Of course, the signage doesn’t need to be digital. White boards and printed materials will work too. However, signage integrated with dashboards tracking sensor data can also lead to real-time requests for users to avoid over-crowded areas or messages directing people to specific elevators, restrooms of conference rooms to encourage social distancing.

Contactless Technology

Imagine the building visitor or employee coming from another office for the day. Instead of having to start with face-to-face contact with someone who gives them an entry badge, they could be signed in using a virtual concierge kiosk or via a mobile app. A scannable code on their smartphone could provide access to parking and the building. From there, the individual could even be directed to a particular area of the office, operate secure elevators, and open preassigned touchless lockers with contactless entry. 

Touchless elevator doors could be configured to only open on certain floors based on RFID scans of company badges or mobile app codes. Staff and visitors could also gain contactless entry to conference rooms, break rooms, and washroom facilities with mobile apps. The employee might also use the single platform office experience technology to send items to the printer or pre-pay for a snack from the office vending machine. 

 

Added Advantages of IoT Asset Management

We are moving to a world which seamlessly integrates our physical surroundings with digital technology.
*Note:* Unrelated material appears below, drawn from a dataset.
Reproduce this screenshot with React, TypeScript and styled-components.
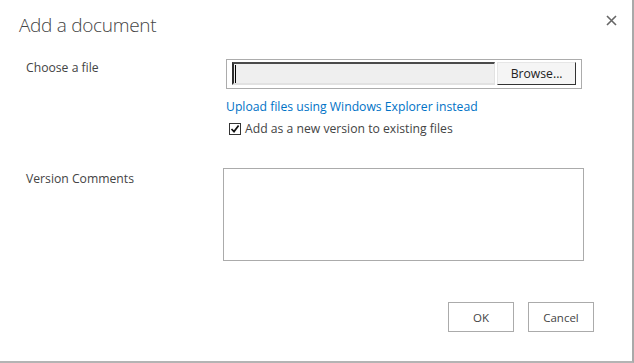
import React from "react";
import styled, { createGlobalStyle } from "styled-components";

const Global = createGlobalStyle`
  html, body { margin: 0; padding: 0; background: #fff; }
  body { font-family: "Open Sans", "Noto Sans", sans-serif; color: #444; }
  * { box-sizing: border-box; }
`;

const Dialog = styled.div`
  width: 634px;
  height: 363px;
  background: #fff;
  border-right: 2px solid #a9a9a9;
  border-bottom: 2px solid #b4b4b4;
  display: flex;
  flex-direction: column;
`;

const Header = styled.div`
  height: 59px;
  display: flex;
  justify-content: space-between;
  align-items: flex-start;
  padding: 11px 14px 0 19px;
`;

const Title = styled.h1`
  margin: 0;
  font-weight: 300;
  font-size: 19px;
  line-height: 28px;
  color: #444;
  letter-spacing: -0.3px;
`;

const CloseButton = styled.button`
  border: none;
  background: none;
  padding: 0;
  margin-top: 2px;
  width: 14px;
  height: 14px;
  display: flex;
  align-items: center;
  justify-content: center;
  cursor: pointer;
`;

const Grid = styled.div`
  display: grid;
  grid-template-columns: 200px 1fr;
  padding-left: 26px;
  row-gap: 30px;
`;

const Label = styled.div<{ $top?: number }>`
  font-size: 12.2px;
  line-height: 17px;
  padding-top: ${(p) => p.$top ?? 0}px;
  color: #444;
`;

const FieldCol = styled.div`
  display: flex;
  flex-direction: column;
  align-items: flex-start;
`;

const FileBox = styled.div`
  width: 356px;
  height: 30px;
  border: 1px solid #acacac;
  display: flex;
  align-items: stretch;
  padding: 2px 5px 3px 5px;
  gap: 2px;
`;

const FileText = styled.div`
  width: 264px;
  background: #efefef;
  border-top: 2px solid #4a4a4a;
  border-left: 2px solid #2e2e2e;
  border-bottom: 2px solid #e2e2e2;
  border-right: 1px solid #e2e2e2;
  display: flex;
  align-items: center;
  padding-left: 1px;
`;

const Caret = styled.span`
  width: 1px;
  height: 18px;
  background: #000;
`;

const BrowseButton = styled.button`
  width: 79px;
  background: #f5f5f5;
  border-top: 1px solid #e6e6e6;
  border-left: 1px solid #e6e6e6;
  border-right: 1px solid #333;
  border-bottom: 1px solid #333;
  font-family: "Open Sans", "Noto Sans", sans-serif;
  font-size: 12.2px;
  color: #222;
  padding: 0;
  padding-bottom: 1px;
`;

const Link = styled.a`
  margin-top: 9px;
  font-size: 12.2px;
  line-height: 18px;
  color: #0072c6;
  text-decoration: none;
  cursor: pointer;
`;

const CheckRow = styled.label`
  margin-top: 4px;
  margin-left: 3px;
  display: flex;
  align-items: center;
  gap: 4px;
  font-size: 12.2px;
  line-height: 18px;
  color: #444;
`;

const CheckBox = styled.span`
  width: 12px;
  height: 12px;
  border: 1px solid #333;
  background: #fff;
  display: flex;
  align-items: center;
  justify-content: center;
`;

const TextArea = styled.textarea`
  margin-left: -3px;
  width: 361px;
  height: 93px;
  border: 1px solid #ababab;
  resize: none;
  outline: none;
  font-family: inherit;
`;

const Footer = styled.div`
  margin-top: 41px;
  display: flex;
  justify-content: flex-end;
  gap: 14px;
  padding-right: 38px;
`;

const ActionButton = styled.button`
  width: 66px;
  height: 30px;
  border: 1px solid #ababab;
  background: #fff;
  font-family: "Open Sans", "Noto Sans", sans-serif;
  font-size: 11.5px;
  color: #444;
  padding: 0;
`;

export default function App() {
  return (
    <>
      <Global />
      <Dialog>
        <Header>
          <Title>Add a document</Title>
          <CloseButton aria-label="Close">
            <svg width="11" height="11" viewBox="0 0 11 11">
              <path d="M1 1 L10 10 M10 1 L1 10" stroke="#666" strokeWidth="1.6" />
            </svg>
          </CloseButton>
        </Header>
        <Grid>
          <Label>Choose a file</Label>
          <FieldCol>
            <FileBox>
              <FileText>
                <Caret />
              </FileText>
              <BrowseButton>Browse...</BrowseButton>
            </FileBox>
            <Link>Upload files using Windows Explorer instead</Link>
            <CheckRow>
              <CheckBox>
                <svg width="10" height="10" viewBox="0 0 10 10">
                  <path d="M1.5 5 L4 7.6 L8.6 1.5" fill="none" stroke="#111" strokeWidth="1.7" />
                </svg>
              </CheckBox>
              Add as a new version to existing files
            </CheckRow>
          </FieldCol>
          <Label $top={2}>Version Comments</Label>
          <FieldCol>
            <TextArea />
          </FieldCol>
        </Grid>
        <Footer>
          <ActionButton>OK</ActionButton>
          <ActionButton>Cancel</ActionButton>
        </Footer>
      </Dialog>
    </>
  );
}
Integrating IoT technology with building asset management software can also support:

  • Business continuity
  • Improved productivity
  • Employee wellbeing
  • Professional growth
  • Sustainability efforts 
  • Reduced costs
  • Automated maintenance


Conclusion

With high-bandwidth connectivity expanding and the proliferation of smart phone devices, there are many convenient tools to adapt to the changing expectations in offices. Integrating IoT asset management lets building managers know where people are and when to improve social distancing and security. Maintain a safe environment for your employees and prevent the spread of COVID-19 incorporating IoT asset management to elevate user experience in your space.